My History classes, over the years, spent plenty of time examining the landmark contributions of figures, such as Socrates, Aristotle, Archimedes, Cicero, Virgil, Galileo, Shakespeare, Locke, The Founding Fathers, Hegel, Twain, Edison, Einstein, Freud and many, many, many other Thinkers, Writers, Explorers, Statesmen, Presidents, Prime Ministers, Diplomats, Inventors, Philosophers and Scientists. The Military aspect to my historical orientation, education and graduate training, was, in retrospect, parenthetical, when related to other areas of History. This is not to say that wars, battles and Generals were not studied in detail-(they certainly were), but it is to say that the Origin of warfare was not the central focus of my orientation and education.

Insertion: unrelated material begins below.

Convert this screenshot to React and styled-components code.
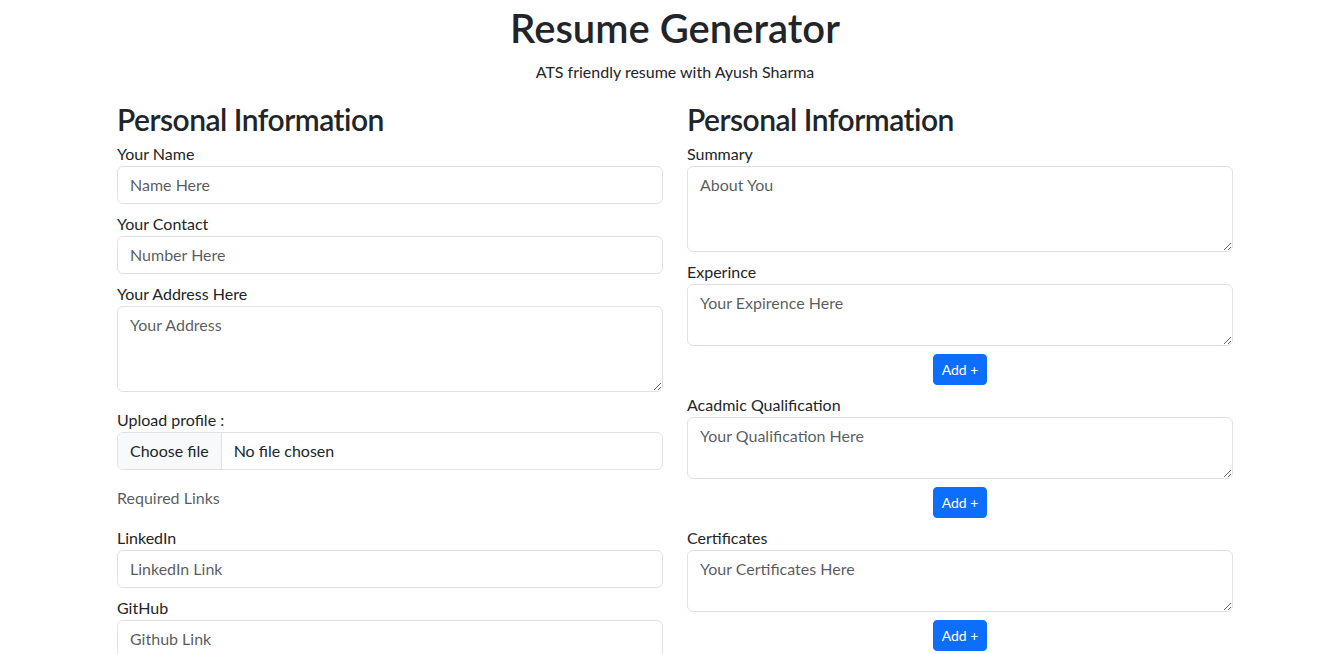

I am sure different people have diverse educational experiences and observations regarding this topic, though I am not so sure that an empirically convincing and persuasive case can be made for such a topic. The question is so wide ranging and far reaching, that it would require, as well as necessitate, lengthy examinations and studies of American attitudes towards history-(in particular, the so-called military mindset or orientation that Americans are alleged to have regarding the study of history).

If I was to answer this question, "at face value", I don't believe that most Americans "are more obsessed with the military aspect of history". I think that the American historical educational system, while far from perfect, has and does provide the majority of its citizens with plenty of resources-(textual, written, artistic, architectural, archaeological, technological, mass media, as well as Museum based) for accessing and learning about varieties of History, as well as multidisciplinary approaches towards historical understanding.

With all of this said, the military aspect of History, is, for the Americans, a sizable, but partial interpretation of the historical experience.